한국식품과학회지 (Korean Journal of Food Science and Technology)

한국식품과학회 (Korean Society of Food Science and Technology)
권호 표지

Mouse에서의 quercetin 경구투여 후의 체내 농도 및 대사체 isorhamnetin의 농도변화

Tissue Concentrations of Quercetin and Its Metabolite Isorhamnetin Following Oral Administration of Quercetin in Mice

  • 박관하 (군산대학교 해양과학대학 수산생명의학과) ;
  • 주종재 (군산대학교 식품영양학과) ;
  • 최선남 (군산대학교 식품공학과)
  • Park, Kwan-Ha (Department of Aquatic Life Medicine, Kunsan National University) ;
  • Choo, Jong-Jae (Department of Food Science & Nutrition, Kunsan National University) ;
  • Choi, Sun-Nam (Department of Food Science & Engineering, Kunsan National University)
  • 발행 : 2005.02.28
PDF 다운로드
⟨ 이전 논문 다음 논문 ⟩

초록

Quercetin을 50 및 100mg/kg의 용량으로 mouse에 경구투여 후 흡수, 대사 및 조직내 농도를 조사하였으며 일부의 시험은 비교를 위해 rat에서도 수행하였다. Quercetin은 mouse에서 신속히 흡수되어 l시간 후면 최고 혈장내 농도에 도달하였으며 4시간 후에는 현저하게 농도가 감소하였다. 주요 대사체인 isorhamnetin의 혈장내 농도도 신속하게 증가하였으나 quercetin 보다는 높은 농도로 유지되는 시간이 길었다. Rat에서 알려진 현상과 같이 quercetin이나 isorhamnetin 모두 유리상태로 존재하지 않고 대부분 glucuronide/sulfate의 포합체 형태로 존재하였다. Quercetin 및 isorhamnetin의 조직내 농도는 투여 1시간 및 6시간 콩히 간장>신장>비장>혈장의 순이었으며 이 순서는 rat에서도 마찬가지였다. 이 연구결과를 통해 mouse에서 quercetin이 경구투여 후 실제로 흡수되며 사람이나 다른 동물종에서 관찰된 것과 같이 quercetin은 신속하게 전환됨을 관찰하였다. 또한 이 결과는 mouse를 이용한 실험에서 지금까지 규명된 quercetin의 다양한 약리효과를 설명하는 데 필요한 자료의 역할을 할 수 있을 것이다.

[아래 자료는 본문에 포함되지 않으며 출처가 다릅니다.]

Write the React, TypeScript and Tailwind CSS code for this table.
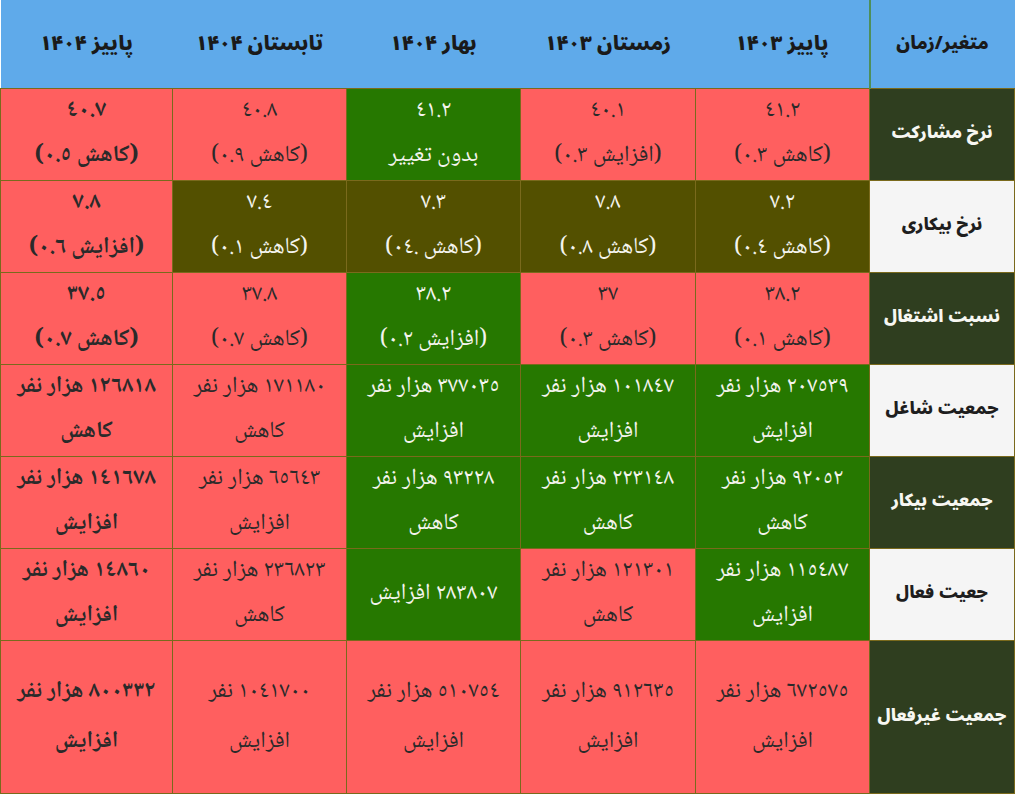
import React from "react";

type Tone = "red" | "green" | "olive";

type Cell = { lines: string[]; tone: Tone };

type Row = { label: string; dark: boolean; tall?: boolean; cells: Cell[] };

const seasons = ["پاییز ۱۴۰۳", "زمستان ۱۴۰۳", "بهار ۱۴۰۴", "تابستان ۱۴۰۴", "پاییز ۱۴۰۴"];

const rows: Row[] = [
  {
    label: "نرخ مشارکت",
    dark: true,
    cells: [
      { lines: ["٤١.٢", "(کاهش ٠.٣)"], tone: "red" },
      { lines: ["٤٠.١", "(افزایش ٠.٣)"], tone: "red" },
      { lines: ["٤١.٢", "بدون تغییر"], tone: "green" },
      { lines: ["٤٠.٨", "(کاهش ٠.٩)"], tone: "red" },
      { lines: ["٤٠.٧", "(کاهش ٠.٥)"], tone: "red" },
    ],
  },
  {
    label: "نرخ بیکاری",
    dark: false,
    cells: [
      { lines: ["٧.٢", "(کاهش ٠.٤)"], tone: "olive" },
      { lines: ["٧.٨", "(کاهش ٠.٨)"], tone: "olive" },
      { lines: ["٧.٣", "(کاهش .٠٤)"], tone: "olive" },
      { lines: ["٧.٤", "(کاهش ٠.١)"], tone: "olive" },
      { lines: ["٧.٨", "(افزایش ٠.٦)"], tone: "red" },
    ],
  },
  {
    label: "نسبت اشتغال",
    dark: true,
    cells: [
      { lines: ["٣٨.٢", "(کاهش ٠.١)"], tone: "red" },
      { lines: ["٣٧", "(کاهش ٠.٣)"], tone: "red" },
      { lines: ["٣٨.٢", "(افزایش ٠.٢)"], tone: "green" },
      { lines: ["٣٧.٨", "(کاهش ٠.٧)"], tone: "red" },
      { lines: ["٣٧.٥", "(کاهش ٠.٧)"], tone: "red" },
    ],
  },
  {
    label: "جمعیت شاغل",
    dark: false,
    cells: [
      { lines: ["٢٠٧٥٣٩ هزار نفر", "افزایش"], tone: "green" },
      { lines: ["١٠١٨٤٧ هزار نفر", "افزایش"], tone: "green" },
      { lines: ["٣٧٧٠٣٥ هزار نفر", "افزایش"], tone: "green" },
      { lines: ["١٧١١٨٠ هزار نفر", "کاهش"], tone: "red" },
      { lines: ["١٢٦٨١٨ هزار نفر", "کاهش"], tone: "red" },
    ],
  },
  {
    label: "جمعیت بیکار",
    dark: true,
    cells: [
      { lines: ["٩٢٠٥٢ هزار نفر", "کاهش"], tone: "green" },
      { lines: ["٢٢٣١٤٨ هزار نفر", "کاهش"], tone: "green" },
      { lines: ["٩٣٢٢٨ هزار نفر", "کاهش"], tone: "green" },
      { lines: ["٦٥٦٤٣ هزار نفر", "افزایش"], tone: "red" },
      { lines: ["١٤١٦٧٨ هزار نفر", "افزایش"], tone: "red" },
    ],
  },
  {
    label: "جعیت فعال",
    dark: false,
    cells: [
      { lines: ["١١٥٤٨٧ هزار نفر", "افزایش"], tone: "green" },
      { lines: ["١٢١٣٠١ هزار نفر", "کاهش"], tone: "red" },
      { lines: ["٢٨٣٨٠٧ افزایش"], tone: "green" },
      { lines: ["٢٣٦٨٢٣ هزار نفر", "کاهش"], tone: "red" },
      { lines: ["١٤٨٦٠ هزار نفر", "افزایش"], tone: "red" },
    ],
  },
  {
    label: "جمعیت غیرفعال",
    dark: true,
    tall: true,
    cells: [
      { lines: ["٦٧٢٥٧٥ هزار نفر", "افزایش"], tone: "red" },
      { lines: ["٩١٢٦٣٥ هزار نفر", "افزایش"], tone: "red" },
      { lines: ["٥١٠٧٥٤ هزار نفر", "افزایش"], tone: "red" },
      { lines: ["١٠٤١٧٠٠ نفر", "افزایش"], tone: "red" },
      { lines: ["٨٠٠٣٣٢ هزار نفر", "افزایش"], tone: "red" },
    ],
  },
];

const toneClass: Record<Tone, string> = {
  red: "bg-[#ff5f5f] text-[#2a2a2a]",
  green: "bg-[#267800] text-[#f4f4ee]",
  olive: "bg-[#535000] text-[#f4f4ee]",
};

export default function App() {
  return (
    <div className="w-[1015px] h-[795px] bg-white overflow-hidden">
      <table
        dir="rtl"
        className="w-[1014px] border-collapse table-fixed font-['Noto_Sans_Arabic','Vazirmatn','DejaVu_Sans',sans-serif]"
      >
        <colgroup>
          <col className="w-[145px]" />
          <col className="w-[174px]" />
          <col className="w-[175px]" />
          <col className="w-[174px]" />
          <col className="w-[174px]" />
          <col className="w-[172px]" />
        </colgroup>
        <thead>
          <tr className="h-[88px] bg-[#5faaea] text-[#1a1a1a]">
            <th className="text-[18px] font-black whitespace-nowrap border-l-2 border-l-[#4e8f5a]">متغیر/زمان</th>
            {seasons.map((s) => (
              <th key={s} className="text-[20px] font-black">
                {s}
              </th>
            ))}
          </tr>
        </thead>
        <tbody>
          {rows.map((r) => (
            <tr key={r.label} className={r.tall ? "h-[153px]" : "h-[92px]"}>
              <td
                className={`text-center text-[17px] font-black whitespace-nowrap px-0 border border-[#7a6a1c] ${
                  r.dark ? "bg-[#2f3e1f] text-[#f7f7f2]" : "bg-[#f5f5f5] text-[#1e1e1e]"
                }`}
              >
                {r.label}
              </td>
              {r.cells.map((c, i) => (
                <td
                  key={i}
                  className={`text-center border border-[#7a6a1c] text-[23px] whitespace-nowrap font-['Noto_Naskh_Arabic','Noto_Serif_Arabic','Amiri','DejaVu_Sans',serif] ${
                    toneClass[c.tone]
                  } ${i === 4 ? "font-bold" : ""}`}
                >
                  <div className={`flex flex-col items-center ${r.tall ? "leading-[50px]" : "leading-[45px]"}`}>
                    {c.lines.map((l) => (
                      <span key={l}>{l}</span>
                    ))}
                  </div>
                </td>
              ))}
            </tr>
          ))}
        </tbody>
      </table>
    </div>
  );
}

Absorption, metabolism, and tissue concentrations of quercetin were examined and compared in mice and rats after oral administration of quercetin at 50 or 100 mg/kg. Quercetin was absorbed quickly in mice and reached maximum plasma concentration in I hr post-administration, and declined sharply after 4 hr. Plasma concentration of isorhamnetin, a major metabolite, also increased sharply, indicating rapid metabolic conversion, but elevated level was maintained longer than that of quercetin. Quercetin and isorhamnetin were found predominantly in glucuronide/sulfate-conjugate forms in both mice and rats. Tissue concentrations of quercetin and isorhamnetin in mice and rats were in the order of liver>kidney>spleen>plasma both 1 and 6 hr postadministration. These results show that quercetin is absorbed in mice after oral feeding and quickly metabolized into isorhamnetin as demonstrated in humans and other animal species. The results also can be used to explain various pharmacological activities reported in mouse models.

키워드

참고문헌

  1. Rice-Evans C, Miller NJ. Structure-antioxidant activity relationships of flavonoids and isoflavonoids. pp. 199-219. In: Flavonoids in Health and Disease, Rice-Evans C and Parker L (ed). Marcel Dekker, Inc., New York, USA (1998)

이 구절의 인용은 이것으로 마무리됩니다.